Read our COVID-19 research and news.

The portion of the sugar chain on the right fits well with the experimental data (blue mesh) and is in the expected conformation, whereas the one on the left shows a distorted conformation and poor fit to the data.

The portion of the sugar chain on the right fits well with the experimental data (blue mesh) and is in the expected conformation, whereas the one on the left shows a distorted conformation and poor fit to the data.

Jon Agirre

Misleading sugar structures produce bitter result for protein sleuths

Structure determines function. It’s the canon among biologists who seek to understand a protein’s role in the body by mapping the positions of its atoms and so deducing the molecule’s three-dimensional shape. But many proteins come coated with sugar chains that alter their structures, influencing the way they interact with one another, bind to receptors, and even act as medicines. Now, a new analysis offers the disturbing suggestion that most of the publicly deposited structures of these sugar appendages are wrong. The inaccuracies not only clog up databases of protein maps, but also misinform biologists and drug designers, who use the structural information to design novel molecular therapies.

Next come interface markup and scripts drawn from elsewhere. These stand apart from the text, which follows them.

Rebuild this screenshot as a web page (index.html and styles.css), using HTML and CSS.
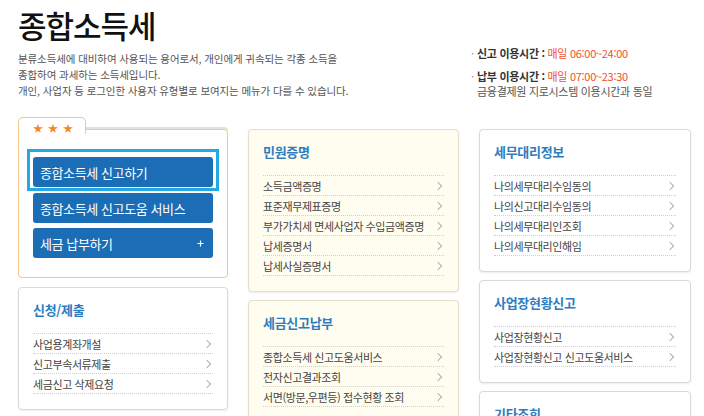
FILE: index.html
```html
<!DOCTYPE html>
<html lang="ko">
<head>
    <meta charset="UTF-8">
    <meta name="viewport" content="width=device-width, initial-scale=1.0">
    <title>종합소득세</title>
    <link rel="stylesheet" href="styles.css">
</head>
<body>
    <header class="page-head">
        <div class="intro">
            <h1>종합소득세</h1>
            <p>분류소득세에 대비하여 사용되는 용어로서, 개인에게 귀속되는 각종 소득을<br>종합하여 과세하는 소득세입니다.<br>개인, 사업자 등 로그인한 사용자 유형별로 보여지는 메뉴가 다를 수 있습니다.</p>
        </div>
        <ul class="hours">
            <li><span class="dot">·</span><b>신고 이용시간 :</b> <em>매일 06:00~24:00</em></li>
            <li class="pay"><span class="dot">·</span><b>납부 이용시간 :</b> <em>매일 07:00~23:30</em></li>
            <li class="note">금융결제원 지로시스템 이용시간과 동일</li>
        </ul>
    </header>

    <main class="columns">
        <div class="col">
            <div class="folder">
                <div class="folder-tab">
                    <span class="star">★</span><span class="star">★</span><span class="star">★</span>
                </div>
                <div class="folder-body">
                    <div class="focus-ring">
                        <a class="big-btn" href="#">종합소득세 신고하기</a>
                    </div>
                    <a class="big-btn" href="#">종합소득세 신고도움 서비스</a>
                    <a class="big-btn" href="#">세금 납부하기
                        <svg class="plus" width="7" height="7" viewBox="0 0 7 7"><path d="M3.5 0.5v6M0.5 3.5h6" stroke="#fff" stroke-width="1.2"/></svg>
                    </a>
                </div>
            </div>

            <section class="card">
                <h2>신청/제출</h2>
                <ul class="links">
                    <li><a href="#">사업용계좌개설</a></li>
                    <li><a href="#">신고부속서류제출</a></li>
                    <li><a href="#">세금신고 삭제요청</a></li>
                </ul>
            </section>
        </div>

        <div class="col shifted">
            <section class="card cream">
                <h2>민원증명</h2>
                <ul class="links">
                    <li><a href="#">소득금액증명</a></li>
                    <li><a href="#">표준재무제표증명</a></li>
                    <li><a href="#">부가가치세 면세사업자 수입금액증명</a></li>
                    <li><a href="#">납세증명서</a></li>
                    <li><a href="#">납세사실증명서</a></li>
                </ul>
            </section>

            <section class="card cream">
                <h2>세금신고납부</h2>
                <ul class="links">
                    <li><a href="#">종합소득세 신고도움서비스</a></li>
                    <li><a href="#">전자신고결과조회</a></li>
                    <li><a href="#">서면(방문,우편등) 접수현황 조회</a></li>
                </ul>
            </section>
        </div>

        <div class="col shifted">
            <section class="card">
                <h2>세무대리정보</h2>
                <ul class="links">
                    <li><a href="#">나의세무대리수임동의</a></li>
                    <li><a href="#">나의신고대리수임동의</a></li>
                    <li><a href="#">나의세무대리인조회</a></li>
                    <li><a href="#">나의세무대리인해임</a></li>
                </ul>
            </section>

            <section class="card">
                <h2>사업장현황신고</h2>
                <ul class="links">
                    <li><a href="#">사업장현황신고</a></li>
                    <li><a href="#">사업장현황신고 신고도움서비스</a></li>
                </ul>
            </section>

            <section class="card">
                <h2>기타조회</h2>
            </section>
        </div>
    </main>
</body>
</html>
```

FILE: styles.css
```css
body {
  margin: 0;
  padding: 0 13px 0 18px;
  background-color: #fff;
  font-family: "Noto Sans CJK KR", "Noto Sans", sans-serif;
  color: #333;
  overflow: hidden;
}

ul {
  list-style: none;
  margin: 0;
  padding: 0;
}

a {
  color: inherit;
  text-decoration: none;
}

.page-head {
  display: flex;
  justify-content: space-between;
  height: 117px;
}

.intro h1 {
  margin: 6px 0 0;
  font-size: 31px;
  font-weight: 500;
  line-height: 38px;
  letter-spacing: -1px;
  color: #111;
}

.intro p {
  margin: 7px 0 0;
  font-size: 10.5px;
  line-height: 16px;
  letter-spacing: -0.1px;
  color: #555;
}

.hours {
  margin: 45px 30px 0 0;
  width: 190px;
  font-size: 11px;
  line-height: 16px;
  letter-spacing: -0.3px;
  color: #444;
}

.hours li.pay {
  margin-top: 7px;
}

.hours .dot {
  display: inline-block;
  width: 6px;
  color: #888;
}

.hours b {
  font-weight: 700;
  color: #333;
}

.hours em {
  font-style: normal;
  color: #f0502d;
}

.hours li.note {
  padding-left: 6px;
  line-height: 14px;
  color: #555;
}

.columns {
  display: grid;
  grid-template-columns: 210px 211px 212px;
  gap: 20px;
  align-items: start;
}

.col {
  display: flex;
  flex-direction: column;
  gap: 9px;
}

.col.shifted {
  padding-top: 12px;
  gap: 8px;
}

/* folder box with stars */
.folder-tab {
  position: relative;
  z-index: 1;
  width: 68px;
  height: 17px;
  margin-bottom: -5px;
  padding: 5px 0 0 14px;
  box-sizing: border-box;
  border: 1px solid #f3c78e;
  border-bottom: none;
  border-radius: 5px 5px 0 0;
  background-color: #fff;
  font-size: 10px;
  line-height: 10px;
  letter-spacing: 5px;
  color: #f18a1e;
}

.folder-body {
  border: 1px solid #f3c78e;
  border-radius: 0 4px 4px 4px;
  box-shadow: 0 -2px 0 #e6e0da;
  padding: 19px 8px 19px;
  display: flex;
  flex-direction: column;
  gap: 5px;
}

.focus-ring {
  border: 3px solid #22a8e6;
  padding: 5px 3px 1px;
  margin-bottom: -3px;
}

.big-btn {
  display: flex;
  justify-content: space-between;
  align-items: center;
  height: 30px;
  padding: 0 9px 0 7px;
  border-radius: 3px;
  background-color: #1b6db5;
  color: #fff;
  font-size: 13px;
  letter-spacing: -0.4px;
}

.folder-body > .big-btn {
  margin: 0 6px;
}

.plus {
  display: block;
}

/* link cards */
.card {
  border: 1px solid #d9d9d9;
  border-radius: 4px;
  box-shadow: 0 1px 2px rgba(0, 0, 0, 0.08);
  background-color: #fff;
  padding: 14px 14px 15px;
}

.card.cream {
  background-color: #fffdf0;
  border-color: #e2dfcc;
}

.card h2 {
  margin: 0 0 15px;
  font-size: 13px;
  font-weight: 700;
  line-height: 16px;
  letter-spacing: -0.3px;
  color: #2e7cc0;
}

.links {
  border-top: 1px dotted #cfcfcf;
}

.links li {
  border-bottom: 1px dotted #cfcfcf;
}

.links a {
  display: flex;
  justify-content: space-between;
  align-items: center;
  height: 19px;
  font-size: 11px;
  letter-spacing: -0.4px;
  color: #444;
}

.links a::after {
  content: "";
  width: 5px;
  height: 5px;
  margin-right: 3px;
  border-top: 1px solid #b0b0b0;
  border-right: 1px solid #b0b0b0;
  transform: rotate(45deg);
}
```
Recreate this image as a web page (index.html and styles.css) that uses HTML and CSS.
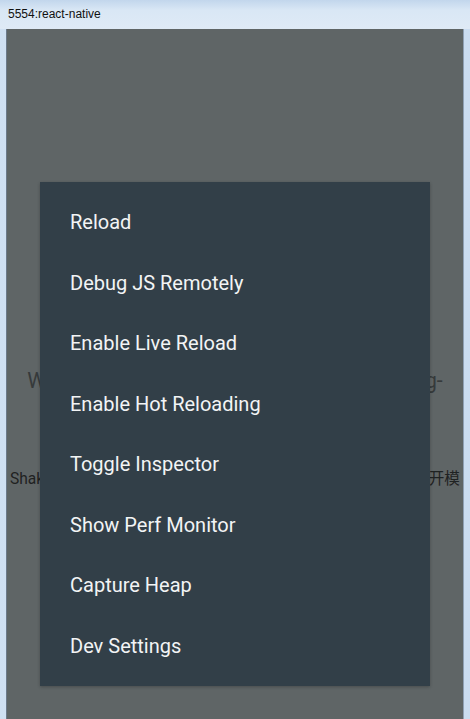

The notion that sugar structures are difficult to pin down isn’t new, says Carolyn Bertozzi, a glycobiologist at Stanford University in Palo Alto, California, who was not involved in the study. Sugar molecules’ small size and flexibility can make it hard to identify their exact conformation. Still, the new work quantifies the scale of the problem and so “delivers an important message,” Bertozzi says. The incorrect structures, she adds, “reveal widespread ignorance of chemistry and glycobiology, or at least profound inattention to the [sugar] component” of protein structure.

Structural biologists determine the shapes of proteins and their attached sugars primarily with x-ray crystallography. The technique bombards crystals containing a vast number of identical proteins with short bursts of x-rays, and then tracks how those x-rays ricochet off. Different atoms cause x-rays to recoil in distinct ways. By charting the ricochet patterns, researchers can work out the most likely configuration of a protein. Still, x-ray data always have some blur to them, which makes it challenging to assign the exact position of all the atoms.

Structural biologists sharpen their images with computer modeling software that constrains where specific atoms can be positioned, based on well-understood factors such as the length of the bonds between atoms and the angles of those bonds. “This has been highly successful for the protein and, more recently, the nucleic acid components of crystal structures,” says Kevin Cowtan, a structural biologist at the University of York in the United Kingdom. However, “some of those restraints are missing or wrong for sugars, and thus many [sugar structures] have been built in unrealistic forms,” says Jon Agirre, Cowtan’s structural biology colleague at York.

Cowtan, Agirre, and their York colleagues report online this month in Nature Chemical Biology that this problem is widespread. The researchers examined the structures of the nearly 50,000 biologically relevant sugars in two major databases of protein structures, the Protein Data Bank (PDB) and PDB_REDO. Using a sugar-specialized structure modeling program developed by Agirre, they analyzed the raw x-ray data of each sugar deposited in the database to determine its expected shape and checked how well it matched the structure reported. They scored each result between 0 and 1 to reflect how well the results matched, a measure they refer to as a density correlation. According to Cowtan, above 0.9 indicates a very good fit, and confidence in the match drops off rapidly below that.

For their paper, the York researchers focused their analysis on one subgroup of sugars—called N-glycan-forming D-pyranosides—which are known to adopt a handful of specific and energetically favorable conformations, such as an upward- or downward-facing bowl. On the plus side, the York researchers found that 7.8% of the subgroup’s structures have good fits. The bad news: Sixty-four percent had a correlation to density of less than 0.8, reflecting what Agirre calls “a poor fit to the experimental data.” And there was worse news: “Twenty-five percent of the studied sugars are [reported to be] in energetically improbable conformations; these are most certainly wrong,” Agirre concludes.

He and his co-authors note that in the 1980s, the structural biology community faced a similar problem of prevalent mistakes in the positioning of atoms in amino acids and those amino acids in proteins. But the community solved it by coming together to improve their refinement software and developing a community-wide standard of computing structure positions. That hasn’t happened yet with sugars, Cowtan says. But the crucial role many sugars play in cellular communication and function is becoming clearer. So, he concludes, “the whole structural biology community should be worried about getting these correct.”